VARIATION IV: This is a return to the mood of the theme and first couple of variations, a step back from the faux-military stuff of III. There's much less motor activity, but a little chromatic fall in bar 13 is sweet and unexpected. Also, the bassline is more flexible than in the earliest variations, and there's a little reprise of the playful I-go-you-go from variation III.

VARIATION V: (Minore) The minore variation is arguably the heart of the piece- its uncertain harmonic shifts and mixture of major and minor provide a sharp contrast to the good-humored joviality of the rest of the piece. Haydn starts in the parallel minor (i.e. C Minor) but soon moves in E-flat Major for a while (which isn't too close to C Major, in terms of modulation). Lots of diminished vii of (insert chord name) make the progressions in this variation a little dark and uncertain (diminished chords can take you anywhere, natch). Also, whereas every previous variation limited itself to a simple A (repeat) B (repeat) structure, V has a first and second ending for the B section, the second of which - through the magic of augmented 6th chords - gets us back into C major very subtly. (it's hard to say exactly how the subtlety works- it's some really deft mixture of harmonic rhythm and using the sharpened 6th and 7th scale degrees as the bassline- common to either major or melodic minor. I know- this is unsatisfyingly vague on my part.) And then-

VARIATION VI: The big finish. There's not much to say about this one. The motor activity is turned up to its maximum, with lots of Alberti bass in the left hand and the sort of 32nd note elaborations of the melody that got explored in I, II, and IV. The excitement is doubled now, in a sense, since both bass and treble are now going fast. Harmonically, Haydn uses a I6/4 to V 5/3 a lot as a way of letting us know that we're almost to the end. Things close up with a neat IV I6/4 V7 I- as tidy a suture as one could ask to close a movement.

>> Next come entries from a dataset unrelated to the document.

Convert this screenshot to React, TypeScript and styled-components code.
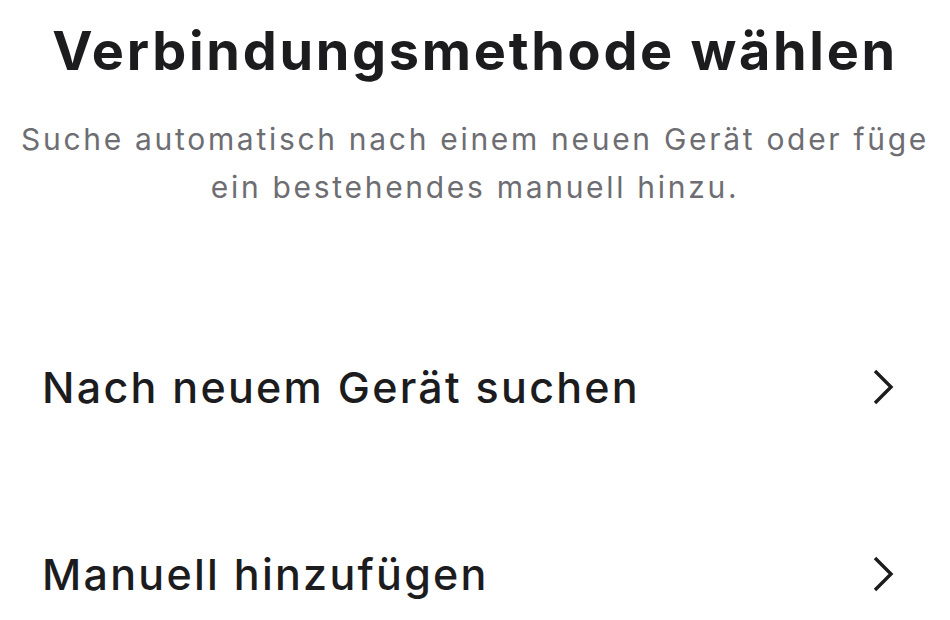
import { FC } from 'react'
import styled, { createGlobalStyle } from 'styled-components'

const GlobalStyle = createGlobalStyle`
  html, body {
    margin: 0;
    padding: 0;
    background: #ffffff;
  }
  body {
    font-family: Inter, 'Noto Sans', sans-serif;
    -webkit-font-smoothing: antialiased;
  }
`

interface MethodRowProps {
  label: string
  onSelect?: () => void
}

const Chevron: FC = () => (
  <svg width="26" height="38" viewBox="0 0 26 38" fill="none">
    <path d="M5 3 L21 19 L5 35" stroke="#1c1c1e" strokeWidth="3.4" strokeLinecap="butt" strokeLinejoin="miter" />
  </svg>
)

const MethodRow: FC<MethodRowProps> = ({ label, onSelect }) => (
  <Row onClick={onSelect}>
    <RowLabel>{label}</RowLabel>
    <Chevron />
  </Row>
)

const App: FC = () => {
  return (
    <>
      <GlobalStyle />
      <Screen>
        <Header>
          <Title>Verbindungsmethode wählen</Title>
          <Subtitle>
            Suche automatisch nach einem neuen Gerät oder füge
            <br />
            ein bestehendes manuell hinzu.
          </Subtitle>
        </Header>
        <MethodList>
          <MethodRow label="Nach neuem Gerät suchen" />
          <MethodRow label="Manuell hinzufügen" />
        </MethodList>
      </Screen>
    </>
  )
}

const Screen = styled.div`
  width: 950px;
  height: 620px;
  overflow: hidden;
  display: flex;
  flex-direction: column;
`

const Header = styled.div`
  display: flex;
  flex-direction: column;
  align-items: center;
  padding-top: 17px;
`

const Title = styled.h1`
  margin: 0;
  font-size: 54px;
  line-height: 68px;
  font-weight: 700;
  color: #1c1c1e;
  letter-spacing: 2.7px;
  white-space: nowrap;
`

const Subtitle = styled.p`
  margin: 30px 0 0;
  font-size: 30px;
  line-height: 48px;
  font-weight: 400;
  color: #6d6d72;
  text-align: center;
  letter-spacing: 2.7px;
  white-space: nowrap;
`

const MethodList = styled.div`
  display: flex;
  flex-direction: column;
  margin-top: 82px;
`

const Row = styled.div`
  display: flex;
  align-items: center;
  justify-content: space-between;
  height: 187px;
  padding: 0 54px 0 42px;
  cursor: pointer;
`

const RowLabel = styled.span`
  font-size: 43px;
  font-weight: 500;
  color: #1c1c1e;
  letter-spacing: 2.25px;
`

export default App
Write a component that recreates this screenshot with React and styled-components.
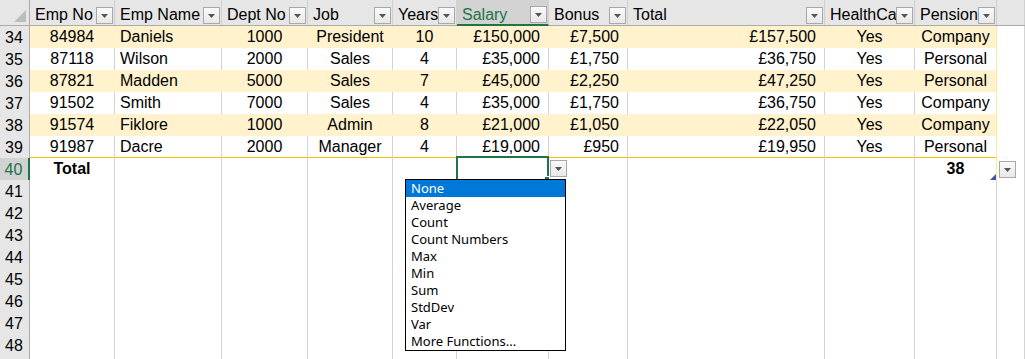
import React from 'react';
import styled, { createGlobalStyle, css } from 'styled-components';

const GlobalStyle = createGlobalStyle`
  html, body {
    margin: 0;
    padding: 0;
    background: #fff;
  }
  body {
    font-family: "Liberation Sans", Arial, sans-serif;
    overflow: hidden;
  }
`;

const COLS = '30px 85px 107px 86px 85px 64px 92px 79px 197px 90px 82px 28px';

const Sheet = styled.div`
  width: 1025px;
  height: 359px;
  overflow: hidden;
  font-size: 16px;
  color: #000;
`;

const HeaderRow = styled.div`
  display: grid;
  grid-template-columns: ${COLS};
  height: 26px;
  background: #e6e6e6;
  box-sizing: border-box;
  border-bottom: 1px solid #ababab;
`;

const Corner = styled.div`
  position: relative;
  border-right: 1px solid #ababab;
  &::after {
    content: '';
    position: absolute;
    right: 3px;
    bottom: 3px;
    width: 12px;
    height: 12px;
    background: #bdbdbd;
    clip-path: polygon(100% 0, 100% 100%, 0 100%);
  }
`;

const HeadCell = styled.div`
  display: flex;
  min-width: 0;
  box-sizing: border-box;
  border-right: 1px solid #d0d0d0;
  padding-right: 1px;
  ${p => p.$selected && css`
    background: #d2d2d2;
    color: #217346;
    border-bottom: 2px solid #217346;
    margin-bottom: -1px;
  `}
`;

const HeadLabel = styled.div`
  flex: 1;
  min-width: 0;
  overflow: hidden;
  white-space: nowrap;
  line-height: 18px;
  padding: 6px 0 0 5px;
`;

const DropButton = styled.div`
  flex: none;
  width: 15px;
  height: 15px;
  border: 1px solid #a8a8a8;
  background: linear-gradient(#fafafa, #e8e8e8);
  display: flex;
  align-items: center;
  justify-content: center;
  align-self: flex-end;
  margin-bottom: 1px;
  box-sizing: content-box;
`;

const FloatButton = styled(DropButton)`
  position: absolute;
  top: ${p => p.$top}px;
  left: calc(100% + ${p => p.$gap}px);
  margin: 0;
  z-index: 5;
`;

const Row = styled.div`
  display: grid;
  grid-template-columns: ${COLS};
  height: 22px;
`;

const RowHead = styled.div`
  box-sizing: border-box;
  background: ${p => (p.$selected ? '#d2d2d2' : '#e6e6e6')};
  color: ${p => (p.$selected ? '#217346' : '#000')};
  border-right: ${p => (p.$selected ? '2px solid #217346' : '1px solid #ababab')};
  border-bottom: 1px solid #d4d4d4;
  text-align: center;
  line-height: 21px;
  padding: 1px 1px 0 0;
`;

const fills = {
  band: css`
    background: #fff2cc;
    border-right: 1px solid #fff2cc;
    border-bottom: 1px solid #ffd966;
  `,
  light: css`
    background: #fff;
    border-right: 1px solid #d4d4d4;
    border-bottom: 1px solid #ffd966;
  `,
  last: css`
    background: #fff;
    border-right: 1px solid #d4d4d4;
    border-bottom: 3px double #ffc000;
  `,
  total: css`
    background: #fff;
    border-right: 1px solid #d4d4d4;
    border-bottom: 1px solid #ffd966;
  `,
  plain: css`
    background: #fff;
    border-right: 1px solid #d4d4d4;
    border-bottom: 1px solid #d4d4d4;
  `,
};

const Cell = styled.div`
  position: relative;
  box-sizing: border-box;
  white-space: nowrap;
  line-height: 20px;
  padding-top: 1px;
  text-align: ${p => p.$align || 'left'};
  font-weight: ${p => (p.$bold ? 700 : 400)};
  padding-left: ${p => (p.$align === 'left' ? '5px' : '0')};
  padding-right: ${p => (p.$align === 'right' ? '8px' : '0')};
  ${p => fills[p.$kind]}
  ${p => p.$edge && css`border-right-color: #ffe699;`}
`;

const Selection = styled.div`
  position: absolute;
  top: -2px;
  left: -1px;
  right: -1px;
  bottom: -1px;
  border: 2px solid #217346;
  pointer-events: none;
  &::after {
    content: '';
    position: absolute;
    right: -4px;
    bottom: -4px;
    width: 5px;
    height: 5px;
    background: #217346;
    border: 1px solid #fff;
  }
`;

const ResizeHandle = styled.div`
  position: absolute;
  right: 0;
  bottom: 0;
  width: 6px;
  height: 6px;
  background: #3f51b5;
  clip-path: polygon(100% 0, 100% 100%, 0 100%);
`;

const FunctionList = styled.ul`
  position: absolute;
  left: -52px;
  top: 21px;
  width: 159px;
  margin: 0;
  padding: 0;
  list-style: none;
  background: #fff;
  border: 1px solid #000;
  font-family: "Noto Sans", "Open Sans", sans-serif;
  font-size: 13px;
  font-weight: 400;
  z-index: 10;
  text-align: left;
`;

const FunctionItem = styled.li`
  height: 17px;
  line-height: 17px;
  padding-left: 5px;
  background: ${p => (p.$active ? '#0078d7' : 'transparent')};
  color: ${p => (p.$active ? '#fff' : '#000')};
`;

const Arrow = () => (
  <svg width="7" height="4" viewBox="0 0 7 4">
    <polygon points="0,0 7,0 3.5,4" fill="#555" />
  </svg>
);

const headers = [
  'Emp No', 'Emp Name', 'Dept No', 'Job', 'Years', 'Salary',
  'Bonus', 'Total', 'HealthCare', 'Pension',
];

const aligns = [
  'center', 'left', 'center', 'center', 'center',
  'right', 'right', 'right', 'center', 'center',
];

const data = [
  [34, '84984', 'Daniels', '1000', 'President', '10', '£150,000', '£7,500', '£157,500', 'Yes', 'Company'],
  [35, '87118', 'Wilson', '2000', 'Sales', '4', '£35,000', '£1,750', '£36,750', 'Yes', 'Personal'],
  [36, '87821', 'Madden', '5000', 'Sales', '7', '£45,000', '£2,250', '£47,250', 'Yes', 'Personal'],
  [37, '91502', 'Smith', '7000', 'Sales', '4', '£35,000', '£1,750', '£36,750', 'Yes', 'Company'],
  [38, '91574', 'Fiklore', '1000', 'Admin', '8', '£21,000', '£1,050', '£22,050', 'Yes', 'Company'],
  [39, '91987', 'Dacre', '2000', 'Manager', '4', '£19,000', '£950', '£19,950', 'Yes', 'Personal'],
];

const functions = [
  'None', 'Average', 'Count', 'Count Numbers', 'Max',
  'Min', 'Sum', 'StdDev', 'Var', 'More Functions...',
];

// row 49 only peeks in at the bottom edge, its number is below the fold
const emptyRows = [41, 42, 43, 44, 45, 46, 47, 48, null];

export default function App() {
  return (
    <Sheet>
      <GlobalStyle />
      <HeaderRow>
        <Corner />
        {headers.map(h => (
          <HeadCell key={h} $selected={h === 'Salary'}>
            <HeadLabel>{h}</HeadLabel>
            <DropButton><Arrow /></DropButton>
          </HeadCell>
        ))}
        <HeadCell />
      </HeaderRow>

      {data.map((r, i) => {
        const kind = i === data.length - 1 ? 'last' : i % 2 === 0 ? 'band' : 'light';
        return (
          <Row key={r[0]}>
            <RowHead>{r[0]}</RowHead>
            {r.slice(1).map((v, j) => (
              <Cell key={j} $kind={kind} $align={aligns[j]} $edge={j === 9}>{v}</Cell>
            ))}
            <Cell $kind="plain" />
          </Row>
        );
      })}

      <Row>
        <RowHead $selected>40</RowHead>
        <Cell $kind="total" $align="center" $bold>Total</Cell>
        <Cell $kind="total" />
        <Cell $kind="total" />
        <Cell $kind="total" />
        <Cell $kind="total" />
        <Cell $kind="total">
          <Selection />
          <FloatButton $top={2} $gap={2}><Arrow /></FloatButton>
          <FunctionList>
            {functions.map((f, k) => (
              <FunctionItem key={f} $active={k === 0}>{f}</FunctionItem>
            ))}
          </FunctionList>
        </Cell>
        <Cell $kind="total" />
        <Cell $kind="total" />
        <Cell $kind="total" />
        <Cell $kind="total" $align="center" $bold $edge>
          38
          <ResizeHandle />
          <FloatButton $top={3} $gap={3}><Arrow /></FloatButton>
        </Cell>
        <Cell $kind="plain" />
      </Row>

      {emptyRows.map((n, i) => (
        <Row key={i}>
          <RowHead>{n}</RowHead>
          {Array.from({ length: 11 }, (_, j) => <Cell key={j} $kind="plain" />)}
        </Row>
      ))}
    </Sheet>
  );
}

Is there anything else to say about this set of variations? I can't really thing of anything. They're good- very well-crafted. You know there's someone with good taste holding the quill, so to speak, since it never gets boring or overwraught and fits perfectly the little area it stakes out. Not much 'notational music being written today is content to have small ambitions and satisfy them in such an elegant and satisfying manner.

1 Comments:

Blogger Civic Center said...

Dear Trevor: I like your music writing. And Haydn is God, as far as I'm concerned. He may have written the sanest music in the classical music canon. Except for the operas, it's ALL great -- the piano music, the string quartets, and the symphonies.